Yeah, I think there was a substantial amount of AD&D being perceived as the "real" game, for "serious, grown-up" players, and that led to kids who got Basic and were really hooked almost inevitably transitioning to AD&D. I'm sure some players also lost interest.
I feel like my experience was somewhat rare: we played BECMI exclusively -- getting up to the mid-20s -- for 4 years before moving to 2E.
That was definitely the narrative going around when I played BITD. We started with a B/BX/BECMI/AD&D hybrid in '83 (DM had first-printing Mentzer Basic and Expert, everyone else got what they could find) and kept that ongoing campaign going for a decade or so, but outside that core group, we always had to switch to AD&D or later 2e as all the other groups treated basic-classic as the thing you moved on from once you got serious. We kept that main campaign going for continuity, and for when we did want to play domain style play (which the Companion set did pretty well, although looking back on it it isn't what I'd do now), and for plane-hopping high-level play (we considered the planar cosmology of BECMI to be superior to the AD&D wheel-o'-alignment-themed-planes), but kinda-sorta felt like the kids who keep playing checkers when the other smartish kids had moved on to chess, or whatever analogy works for you.
I suspect that 5E growth is benefitting hugely from streaming and online play. Streaming largely solves the issue of "How do I actually do this?" that you used to need a mentor for. Online/Discord/VTT play largely solves the issue of player availability.
D&D's sheer popularity also increases the ease of finding a local physical group. A virtuous circle of network effects.
I think it also benefits that it is the first edition where it is easy to make and play characters the first time and such (3e and 4e, IMO, being very good 'person's
second TTRPG') after a bunch of fantasy things like LotR and WoW and anime became widespread mainstream. Also after the TSR-WotC switch that jettisoned stuff like racial restrictions, hyper-lethal-low-levels, 'this class sucks at low levels, but at high levels you'll shine, so it is balanced' and and other stuff that was a reason why I had a lot of friends growing up who tried D&D or AD&D, but didn't make it past the learning curve to get to the fun part.

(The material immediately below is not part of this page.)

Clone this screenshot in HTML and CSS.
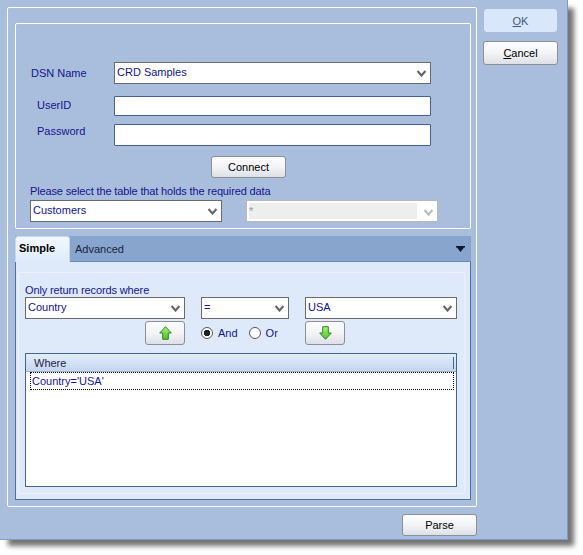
FILE: index.html
```html
<!DOCTYPE html>
<html lang="en">
<head>
  <meta charset="UTF-8" />
  <title>Database query</title>
  <link rel="stylesheet" href="styles.css">
</head>
<body>
  <svg class="icon-defs" width="0" height="0" aria-hidden="true">
    <defs>
      <linearGradient id="arrowFill" x1="0" y1="0" x2="0" y2="1">
        <stop offset="0" stop-color="#a8f27a" />
        <stop offset="1" stop-color="#4fc02e" />
      </linearGradient>
      <symbol id="chevron" viewBox="0 0 9 7">
        <path d="M0.5 1 L4.5 5.5 L8.5 1" fill="none" stroke="currentColor" stroke-width="2.2" />
      </symbol>
    </defs>
  </svg>

  <div class="window">
    <div class="main">
      <div class="outer-group">
        <!-- Connection -->
        <section class="conn-group">
          <div class="form-row row-dsn">
            <label class="form-label label-dsn">DSN Name</label>
            <div class="combo combo-dsn"><span>CRD Samples</span><svg class="chevron"><use href="#chevron" /></svg></div>
          </div>
          <div class="form-row row-user">
            <label class="form-label" for="userId">UserID</label>
            <input class="text-input input-user" id="userId" type="text" />
          </div>
          <div class="form-row row-pass">
            <label class="form-label" for="password">Password</label>
            <input class="text-input input-pass" id="password" type="password" />
          </div>
          <div class="connect-row">
            <button class="btn btn-connect" type="button">Connect</button>
          </div>
          <div class="table-label">Please select the table that holds the required data</div>
          <div class="table-row">
            <div class="combo combo-table"><span>Customers</span><svg class="chevron"><use href="#chevron" /></svg></div>
            <div class="combo combo-disabled"><span class="disabled-value">*</span><svg class="chevron"><use href="#chevron" /></svg></div>
          </div>
        </section>

        <!-- Tabs -->
        <div class="tab-strip">
          <div class="tab tab-active">Simple</div>
          <div class="tab">Advanced</div>
          <svg class="tab-menu" width="9" height="6" viewBox="0 0 9 6"><path d="M0 0H9V1.5H8L4.5 6L1 1.5H0Z" fill="#10182e" /></svg>
        </div>
        <div class="tab-panel">
          <div class="inner-panel">
            <div class="filter-label">Only return records where</div>
            <div class="filter-row">
              <div class="combo combo-field"><span>Country</span><svg class="chevron"><use href="#chevron" /></svg></div>
              <div class="combo combo-op"><span>=</span><svg class="chevron"><use href="#chevron" /></svg></div>
              <div class="combo combo-value"><span>USA</span><svg class="chevron"><use href="#chevron" /></svg></div>
            </div>
            <div class="action-row">
              <button class="btn btn-arrow" type="button" aria-label="Add up">
                <svg width="13" height="14" viewBox="0 0 13 14"><path d="M6.5 0.7 L12.3 7 H9.3 V13.3 H3.7 V7 H0.7 Z" fill="url(#arrowFill)" stroke="#2f8a1e" /></svg>
              </button>
              <div class="radio-group">
                <span class="radio radio-on"></span><span class="radio-text">And</span>
                <span class="radio radio-second"></span><span class="radio-text">Or</span>
              </div>
              <button class="btn btn-arrow" type="button" aria-label="Add down">
                <svg width="13" height="14" viewBox="0 0 13 14"><path d="M3.7 0.7 H9.3 V7 H12.3 L6.5 13.3 L0.7 7 H3.7 Z" fill="url(#arrowFill)" stroke="#2f8a1e" /></svg>
              </button>
            </div>
            <div class="where-table">
              <div class="where-head"><span>Where</span><i class="col-grip"></i></div>
              <div class="where-row">Country='USA'</div>
            </div>
          </div>
        </div>
      </div>
      <div class="parse-row">
        <button class="btn btn-parse" type="button">Parse</button>
      </div>
    </div>

    <div class="sidebar">
      <button class="btn btn-ok" type="button"><u>O</u>K</button>
      <button class="btn btn-cancel" type="button"><u>C</u>ancel</button>
    </div>
  </div>
</body>
</html>
```

FILE: styles.css
```css
* {
  box-sizing: border-box;
}
body {
  margin: 0;
  min-height: 555px;
  background: #fff;
  font-family: 'Liberation Sans', Arial, sans-serif;
  font-size: 11px;
  color: #14148c;
}
.icon-defs {
  display: block;
  height: 0;
}
.window {
  display: flex;
  width: 568px;
  height: 540px;
  padding: 7px 0 0 7px;
  background: #a9bedd;
  border-right: 1px solid #7d9dc6;
  border-bottom: 1px solid #7d9dc6;
  box-shadow: 7px 7px 5px -1px rgba(0,0,0,0.55);
}
.main {
  width: 470px;
}
.sidebar {
  display: flex;
  flex-direction: column;
  align-items: flex-start;
  margin-left: 6px;
  padding-top: 2px;
}

/* Groups */
.outer-group {
  width: 470px;
  height: 500px;
  padding: 15px 5px 0 7px;
  border: 1px solid #fff;
  border-radius: 2px;
}
.conn-group {
  width: 456px;
  height: 206px;
  padding: 38px 0 0 14px;
  border: 1px solid #fff;
  border-radius: 2px;
}
.form-row {
  display: flex;
  align-items: center;
}
.form-label {
  width: 84px;
  padding-left: 7px;
}
.label-dsn {
  padding-left: 1px;
  padding-bottom: 1px;
}
.row-user {
  margin-top: 12px;
}
.row-pass {
  margin-top: 8px;
}
.row-user .form-label {
  margin-top: -3px;
}
.row-pass .form-label {
  margin-top: -9px;
}
.text-input {
  width: 317px;
  border: 1px solid #44628f;
  background: #fff;
  border-radius: 1px;
  outline: none;
}
.input-user {
  height: 20px;
}
.input-pass {
  height: 22px;
}
.connect-row {
  display: flex;
  margin-top: 10px;
  padding-left: 181px;
}
.table-label {
  margin-top: 6px;
  height: 16px;
  line-height: 14px;
  letter-spacing: -0.14px;
}
.table-row {
  display: flex;
  gap: 24px;
}

/* Combos */
.combo {
  display: flex;
  align-items: center;
  justify-content: space-between;
  height: 22px;
  padding: 0 4px 2px 2px;
  background: #fff;
  border: 1px solid #6b6b6b;
  line-height: 16px;
}
.chevron {
  width: 9px;
  height: 7px;
  margin-top: 3px;
  color: #666;
}
.combo-dsn {
  width: 317px;
}
.combo-table {
  width: 192px;
}
.combo-disabled {
  width: 192px;
  padding: 2px 4px 2px 2px;
  border-color: #b9b9b9;
}
.combo-disabled .chevron {
  color: #b9b9b9;
}
.disabled-value {
  flex: 1;
  height: 16px;
  margin-right: 7px;
  background: #eee;
  color: #999;
}
.combo-field {
  width: 160px;
}
.combo-op {
  width: 88px;
}
.combo-value {
  width: 152px;
}

/* Tabs */
.tab-strip {
  display: flex;
  align-items: stretch;
  position: relative;
  width: 456px;
  height: 26px;
  margin-top: 7px;
  background: #88a6cd;
  border-bottom: 1px solid #6a8ab5;
}
.tab {
  width: 67px;
  padding: 7px 0 0 5px;
  color: #1a2440;
  font-size: 11px;
}
.tab-active {
  width: 55px;
  margin-bottom: -1px;
  padding: 5px 0 0 3px;
  background: linear-gradient(#f4f8fe, #deeafa);
  border-radius: 3px 3px 0 0;
  border: 1px solid #c7d7ec;
  border-bottom: none;
  color: #000;
  font-weight: bold;
}
.tab-menu {
  position: absolute;
  top: 10px;
  right: 6px;
}
.tab-panel {
  width: 456px;
  height: 238px;
  padding: 10px 0 0 2px;
  background: #deeafa;
  border: 1px solid #4f6f9f;
  border-top: none;
}
.inner-panel {
  width: 447px;
  height: 222px;
  padding: 11px 0 0 6px;
  border: 1px solid #eef3fa;
  border-radius: 2px;
}
.filter-label {
  height: 13px;
  line-height: 13px;
  letter-spacing: -0.12px;
}
.filter-row {
  display: flex;
  gap: 16px;
}
.action-row {
  display: flex;
  align-items: center;
  height: 24px;
  margin-top: 2px;
  padding-left: 120px;
}
.radio-group {
  display: flex;
  align-items: center;
  width: 120px;
  padding-left: 16px;
}
.radio {
  width: 12px;
  height: 12px;
  margin-right: 5px;
  background: #fff;
  border: 1px solid #555;
  border-radius: 50%;
}
.radio-on {
  background: radial-gradient(circle, #222 0, #222 3px, #fff 3.5px);
}
.radio-second {
  margin-left: 11px;
}

/* Table */
.where-table {
  width: 432px;
  height: 134px;
  margin-top: 8px;
  background: #fff;
  border: 1px solid #44628f;
}
.where-head {
  display: flex;
  align-items: center;
  justify-content: space-between;
  height: 18px;
  padding: 0 2px 0 8px;
  background: linear-gradient(#e3edfb, #c5d6f1);
  border-bottom: 1px solid #9db4d6;
  color: #1a2440;
}
.col-grip {
  width: 1px;
  height: 12px;
  background: #44628f;
}
.where-row {
  height: 18px;
  margin: 0 2px 0 4px;
  padding-left: 1px;
  line-height: 16px;
  border: 1px dotted #000;
}

/* Buttons */
.btn {
  padding: 0;
  font-family: inherit;
  font-size: 11px;
  color: #000;
  background: linear-gradient(#fdfdfe, #f3f4f6 50%, #dde0e4);
  border: 1px solid #8c9096;
  border-radius: 3px;
}
.btn-connect {
  width: 75px;
  height: 22px;
}
.btn-arrow {
  display: flex;
  align-items: center;
  justify-content: center;
  width: 40px;
  height: 24px;
}
.parse-row {
  display: flex;
  justify-content: flex-end;
  margin-top: 7px;
}
.btn-parse {
  width: 75px;
  height: 22px;
}
.btn-ok {
  width: 73px;
  height: 23px;
  margin-left: 1px;
  background: #d8e7f9;
  border-color: #d8e7f9;
  color: #44587f;
}
.btn-cancel {
  width: 75px;
  height: 24px;
  margin-top: 9px;
}
```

I might have assumed so. But the Basic continues to sell more than Advanced, even from 1984 to 1988.
I suspect most Basic players were casual and content with low level play.
I've always assumed that BX and BE (and it is notable how much CMI drops off) was most often a low of casual dungeon crawling. My main group very much looked at AD&D as 'everyone else prefers this, but I see a lot of complexity searching for a point' in it until the supplementary 2e red-brown books started making crafting a specific character became a bigger focus.
Weird how this all works, if the numbers are accurate. Most old-school Basic players swear by the RC. But its sales are not great. B/X is usually regarded as the lesser of B/X and BECMI...yet B/X stomped BECMI.
Right...but the better selling B/X doesn't seem to have that same kind of vocal fanbase. It's odd. People talk up BECMI and the RC all the time, but until Old-School Essentials came along it seemed like people barely remembered B/X at all.
I don't feel like this is representative of my experience. Mind you, I've seen every kind of gate-keeping, line-drawing, my-nest-is-best-ing, and other forms of tribalism amongst TTRPG players online (and of course no one fights as bitterly as siblings). That said, my take would have been that everyone that stuck with/fondly remembered basic-classic considered each other more alike each other than those that aligned with either of the AD&Ds, and they all are more alike than WotC-era D&D. And when the OSR started, the biggest split I noticed was the OSRIC crowd trying to make AD&D-alikes the standard and the others like Labyrinth Lord and Basic Fantasy RPG (and Swords and Wizardry, Beyond the Wall, etc. etc.) taking a kinda split-the-difference BX or BE part of BECMI approach -- with few of them really focusing on the places where BX and BECMI greatly differ -- not looking at level 15+ and often having alternate thief implementation (making it hard to say if it was the BX or BE progression).